* begin *

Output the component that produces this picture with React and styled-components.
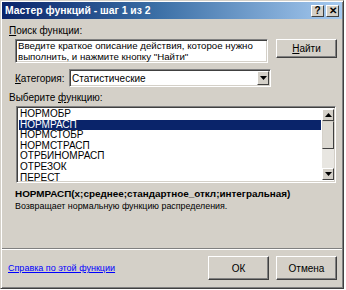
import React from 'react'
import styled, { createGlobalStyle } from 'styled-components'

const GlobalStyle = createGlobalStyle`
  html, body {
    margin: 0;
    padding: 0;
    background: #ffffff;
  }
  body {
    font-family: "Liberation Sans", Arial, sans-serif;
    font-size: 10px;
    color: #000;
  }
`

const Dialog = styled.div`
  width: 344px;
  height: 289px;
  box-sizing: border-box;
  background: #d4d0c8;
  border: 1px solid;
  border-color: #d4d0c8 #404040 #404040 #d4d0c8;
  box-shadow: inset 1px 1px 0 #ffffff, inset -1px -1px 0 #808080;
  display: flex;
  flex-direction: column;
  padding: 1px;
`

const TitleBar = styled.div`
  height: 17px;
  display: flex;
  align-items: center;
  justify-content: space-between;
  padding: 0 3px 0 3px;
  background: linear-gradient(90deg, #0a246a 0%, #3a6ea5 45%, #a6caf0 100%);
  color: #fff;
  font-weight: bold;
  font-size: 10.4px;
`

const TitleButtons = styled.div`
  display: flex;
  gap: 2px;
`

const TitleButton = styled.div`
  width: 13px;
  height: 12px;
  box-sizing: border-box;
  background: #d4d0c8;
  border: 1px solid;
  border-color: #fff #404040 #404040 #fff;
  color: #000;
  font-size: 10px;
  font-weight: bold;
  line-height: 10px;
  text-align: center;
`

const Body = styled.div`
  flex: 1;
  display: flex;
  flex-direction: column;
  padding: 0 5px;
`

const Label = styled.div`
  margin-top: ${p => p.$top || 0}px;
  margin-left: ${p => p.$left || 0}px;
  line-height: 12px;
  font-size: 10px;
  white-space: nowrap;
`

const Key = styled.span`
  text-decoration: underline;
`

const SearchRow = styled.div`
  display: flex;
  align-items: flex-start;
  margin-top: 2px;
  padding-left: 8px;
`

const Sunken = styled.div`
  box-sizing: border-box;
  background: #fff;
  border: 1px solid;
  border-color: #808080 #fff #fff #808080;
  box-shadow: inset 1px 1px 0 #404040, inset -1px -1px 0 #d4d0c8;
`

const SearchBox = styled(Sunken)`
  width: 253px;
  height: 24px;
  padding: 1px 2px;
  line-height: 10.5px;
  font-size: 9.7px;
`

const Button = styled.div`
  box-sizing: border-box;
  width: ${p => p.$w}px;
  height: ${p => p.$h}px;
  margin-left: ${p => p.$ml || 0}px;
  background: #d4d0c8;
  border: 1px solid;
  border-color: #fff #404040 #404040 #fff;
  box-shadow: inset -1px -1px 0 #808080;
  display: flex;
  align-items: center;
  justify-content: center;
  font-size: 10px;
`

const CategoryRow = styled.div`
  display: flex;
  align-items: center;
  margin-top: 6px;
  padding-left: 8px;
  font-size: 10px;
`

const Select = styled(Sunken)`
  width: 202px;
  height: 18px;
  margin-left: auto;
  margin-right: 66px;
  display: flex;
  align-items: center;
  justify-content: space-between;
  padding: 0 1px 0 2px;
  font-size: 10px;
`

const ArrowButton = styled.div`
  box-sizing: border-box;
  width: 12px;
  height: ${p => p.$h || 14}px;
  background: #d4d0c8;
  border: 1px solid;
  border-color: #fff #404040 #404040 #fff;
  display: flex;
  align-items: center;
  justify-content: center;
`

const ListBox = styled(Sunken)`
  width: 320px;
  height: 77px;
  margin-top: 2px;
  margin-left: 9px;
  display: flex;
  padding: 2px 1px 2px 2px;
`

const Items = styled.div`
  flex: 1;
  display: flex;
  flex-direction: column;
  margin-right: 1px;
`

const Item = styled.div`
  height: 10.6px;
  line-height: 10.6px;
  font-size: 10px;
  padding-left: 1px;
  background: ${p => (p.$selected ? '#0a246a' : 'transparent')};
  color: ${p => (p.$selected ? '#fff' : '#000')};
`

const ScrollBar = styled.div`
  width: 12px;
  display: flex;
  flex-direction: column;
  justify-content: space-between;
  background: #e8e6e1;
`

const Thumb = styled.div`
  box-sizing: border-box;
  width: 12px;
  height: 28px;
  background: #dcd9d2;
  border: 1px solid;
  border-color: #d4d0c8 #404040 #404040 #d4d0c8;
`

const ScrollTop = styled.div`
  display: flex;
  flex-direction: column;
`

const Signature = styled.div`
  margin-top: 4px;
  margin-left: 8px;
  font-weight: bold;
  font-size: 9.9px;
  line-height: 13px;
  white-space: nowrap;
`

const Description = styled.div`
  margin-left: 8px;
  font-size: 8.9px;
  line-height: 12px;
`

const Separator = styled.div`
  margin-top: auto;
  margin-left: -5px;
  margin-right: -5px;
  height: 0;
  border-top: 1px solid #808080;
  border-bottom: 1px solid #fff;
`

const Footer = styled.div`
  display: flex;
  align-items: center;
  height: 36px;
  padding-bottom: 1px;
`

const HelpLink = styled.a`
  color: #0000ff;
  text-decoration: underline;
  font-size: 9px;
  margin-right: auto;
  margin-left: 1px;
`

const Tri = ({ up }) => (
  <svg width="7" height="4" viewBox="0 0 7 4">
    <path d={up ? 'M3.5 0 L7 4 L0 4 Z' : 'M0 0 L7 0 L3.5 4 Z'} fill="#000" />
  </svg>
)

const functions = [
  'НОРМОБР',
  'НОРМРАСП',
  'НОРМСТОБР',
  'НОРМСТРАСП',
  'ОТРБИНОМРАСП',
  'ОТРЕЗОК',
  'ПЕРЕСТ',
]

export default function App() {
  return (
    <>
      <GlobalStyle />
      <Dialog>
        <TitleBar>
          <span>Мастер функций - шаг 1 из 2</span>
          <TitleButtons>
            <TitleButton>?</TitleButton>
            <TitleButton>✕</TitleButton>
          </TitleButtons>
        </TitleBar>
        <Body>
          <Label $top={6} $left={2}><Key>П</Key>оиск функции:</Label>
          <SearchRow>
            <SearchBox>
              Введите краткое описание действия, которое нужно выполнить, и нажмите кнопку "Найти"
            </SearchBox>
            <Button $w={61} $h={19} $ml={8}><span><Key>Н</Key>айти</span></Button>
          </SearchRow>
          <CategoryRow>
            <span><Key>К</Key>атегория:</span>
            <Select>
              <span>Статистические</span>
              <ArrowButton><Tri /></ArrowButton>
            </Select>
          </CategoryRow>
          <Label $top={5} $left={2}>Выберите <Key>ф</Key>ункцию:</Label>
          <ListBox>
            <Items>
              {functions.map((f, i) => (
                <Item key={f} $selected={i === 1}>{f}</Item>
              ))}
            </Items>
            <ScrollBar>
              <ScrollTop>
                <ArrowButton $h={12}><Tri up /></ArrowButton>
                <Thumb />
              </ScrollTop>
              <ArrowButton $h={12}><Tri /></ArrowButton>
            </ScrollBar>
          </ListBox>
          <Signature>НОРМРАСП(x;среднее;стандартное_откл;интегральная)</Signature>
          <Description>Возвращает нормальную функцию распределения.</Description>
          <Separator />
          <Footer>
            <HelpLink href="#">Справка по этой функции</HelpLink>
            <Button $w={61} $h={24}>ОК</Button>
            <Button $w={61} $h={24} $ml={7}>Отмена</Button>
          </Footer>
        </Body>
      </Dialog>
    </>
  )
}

* end *

• Work to do:
Set every line down exactly as written, leaving each picture out.

• Result for this exercise:
Output the component that produces this picture with React and styled-components.
import React from 'react'
import styled, { createGlobalStyle } from 'styled-components'

const GlobalStyle = createGlobalStyle`
  html, body {
    margin: 0;
    padding: 0;
    background: #ffffff;
  }
  body {
    font-family: "Liberation Sans", Arial, sans-serif;
    font-size: 10px;
    color: #000;
  }
`

const Dialog = styled.div`
  width: 344px;
  height: 289px;
  box-sizing: border-box;
  background: #d4d0c8;
  border: 1px solid;
  border-color: #d4d0c8 #404040 #404040 #d4d0c8;
  box-shadow: inset 1px 1px 0 #ffffff, inset -1px -1px 0 #808080;
  display: flex;
  flex-direction: column;
  padding: 1px;
`

const TitleBar = styled.div`
  height: 17px;
  display: flex;
  align-items: center;
  justify-content: space-between;
  padding: 0 3px 0 3px;
  background: linear-gradient(90deg, #0a246a 0%, #3a6ea5 45%, #a6caf0 100%);
  color: #fff;
  font-weight: bold;
  font-size: 10.4px;
`

const TitleButtons = styled.div`
  display: flex;
  gap: 2px;
`

const TitleButton = styled.div`
  width: 13px;
  height: 12px;
  box-sizing: border-box;
  background: #d4d0c8;
  border: 1px solid;
  border-color: #fff #404040 #404040 #fff;
  color: #000;
  font-size: 10px;
  font-weight: bold;
  line-height: 10px;
  text-align: center;
`

const Body = styled.div`
  flex: 1;
  display: flex;
  flex-direction: column;
  padding: 0 5px;
`

const Label = styled.div`
  margin-top: ${p => p.$top || 0}px;
  margin-left: ${p => p.$left || 0}px;
  line-height: 12px;
  font-size: 10px;
  white-space: nowrap;
`

const Key = styled.span`
  text-decoration: underline;
`

const SearchRow = styled.div`
  display: flex;
  align-items: flex-start;
  margin-top: 2px;
  padding-left: 8px;
`

const Sunken = styled.div`
  box-sizing: border-box;
  background: #fff;
  border: 1px solid;
  border-color: #808080 #fff #fff #808080;
  box-shadow: inset 1px 1px 0 #404040, inset -1px -1px 0 #d4d0c8;
`

const SearchBox = styled(Sunken)`
  width: 253px;
  height: 24px;
  padding: 1px 2px;
  line-height: 10.5px;
  font-size: 9.7px;
`

const Button = styled.div`
  box-sizing: border-box;
  width: ${p => p.$w}px;
  height: ${p => p.$h}px;
  margin-left: ${p => p.$ml || 0}px;
  background: #d4d0c8;
  border: 1px solid;
  border-color: #fff #404040 #404040 #fff;
  box-shadow: inset -1px -1px 0 #808080;
  display: flex;
  align-items: center;
  justify-content: center;
  font-size: 10px;
`

const CategoryRow = styled.div`
  display: flex;
  align-items: center;
  margin-top: 6px;
  padding-left: 8px;
  font-size: 10px;
`

const Select = styled(Sunken)`
  width: 202px;
  height: 18px;
  margin-left: auto;
  margin-right: 66px;
  display: flex;
  align-items: center;
  justify-content: space-between;
  padding: 0 1px 0 2px;
  font-size: 10px;
`

const ArrowButton = styled.div`
  box-sizing: border-box;
  width: 12px;
  height: ${p => p.$h || 14}px;
  background: #d4d0c8;
  border: 1px solid;
  border-color: #fff #404040 #404040 #fff;
  display: flex;
  align-items: center;
  justify-content: center;
`

const ListBox = styled(Sunken)`
  width: 320px;
  height: 77px;
  margin-top: 2px;
  margin-left: 9px;
  display: flex;
  padding: 2px 1px 2px 2px;
`

const Items = styled.div`
  flex: 1;
  display: flex;
  flex-direction: column;
  margin-right: 1px;
`

const Item = styled.div`
  height: 10.6px;
  line-height: 10.6px;
  font-size: 10px;
  padding-left: 1px;
  background: ${p => (p.$selected ? '#0a246a' : 'transparent')};
  color: ${p => (p.$selected ? '#fff' : '#000')};
`

const ScrollBar = styled.div`
  width: 12px;
  display: flex;
  flex-direction: column;
  justify-content: space-between;
  background: #e8e6e1;
`

const Thumb = styled.div`
  box-sizing: border-box;
  width: 12px;
  height: 28px;
  background: #dcd9d2;
  border: 1px solid;
  border-color: #d4d0c8 #404040 #404040 #d4d0c8;
`

const ScrollTop = styled.div`
  display: flex;
  flex-direction: column;
`

const Signature = styled.div`
  margin-top: 4px;
  margin-left: 8px;
  font-weight: bold;
  font-size: 9.9px;
  line-height: 13px;
  white-space: nowrap;
`

const Description = styled.div`
  margin-left: 8px;
  font-size: 8.9px;
  line-height: 12px;
`

const Separator = styled.div`
  margin-top: auto;
  margin-left: -5px;
  margin-right: -5px;
  height: 0;
  border-top: 1px solid #808080;
  border-bottom: 1px solid #fff;
`

const Footer = styled.div`
  display: flex;
  align-items: center;
  height: 36px;
  padding-bottom: 1px;
`

const HelpLink = styled.a`
  color: #0000ff;
  text-decoration: underline;
  font-size: 9px;
  margin-right: auto;
  margin-left: 1px;
`

const Tri = ({ up }) => (
  <svg width="7" height="4" viewBox="0 0 7 4">
    <path d={up ? 'M3.5 0 L7 4 L0 4 Z' : 'M0 0 L7 0 L3.5 4 Z'} fill="#000" />
  </svg>
)

const functions = [
  'НОРМОБР',
  'НОРМРАСП',
  'НОРМСТОБР',
  'НОРМСТРАСП',
  'ОТРБИНОМРАСП',
  'ОТРЕЗОК',
  'ПЕРЕСТ',
]

export default function App() {
  return (
    <>
      <GlobalStyle />
      <Dialog>
        <TitleBar>
          <span>Мастер функций - шаг 1 из 2</span>
          <TitleButtons>
            <TitleButton>?</TitleButton>
            <TitleButton>✕</TitleButton>
          </TitleButtons>
        </TitleBar>
        <Body>
          <Label $top={6} $left={2}><Key>П</Key>оиск функции:</Label>
          <SearchRow>
            <SearchBox>
              Введите краткое описание действия, которое нужно выполнить, и нажмите кнопку "Найти"
            </SearchBox>
            <Button $w={61} $h={19} $ml={8}><span><Key>Н</Key>айти</span></Button>
          </SearchRow>
          <CategoryRow>
            <span><Key>К</Key>атегория:</span>
            <Select>
              <span>Статистические</span>
              <ArrowButton><Tri /></ArrowButton>
            </Select>
          </CategoryRow>
          <Label $top={5} $left={2}>Выберите <Key>ф</Key>ункцию:</Label>
          <ListBox>
            <Items>
              {functions.map((f, i) => (
                <Item key={f} $selected={i === 1}>{f}</Item>
              ))}
            </Items>
            <ScrollBar>
              <ScrollTop>
                <ArrowButton $h={12}><Tri up /></ArrowButton>
                <Thumb />
              </ScrollTop>
              <ArrowButton $h={12}><Tri /></ArrowButton>
            </ScrollBar>
          </ListBox>
          <Signature>НОРМРАСП(x;среднее;стандартное_откл;интегральная)</Signature>
          <Description>Возвращает нормальную функцию распределения.</Description>
          <Separator />
          <Footer>
            <HelpLink href="#">Справка по этой функции</HelpLink>
            <Button $w={61} $h={24}>ОК</Button>
            <Button $w={61} $h={24} $ml={7}>Отмена</Button>
          </Footer>
        </Body>
      </Dialog>
    </>
  )
}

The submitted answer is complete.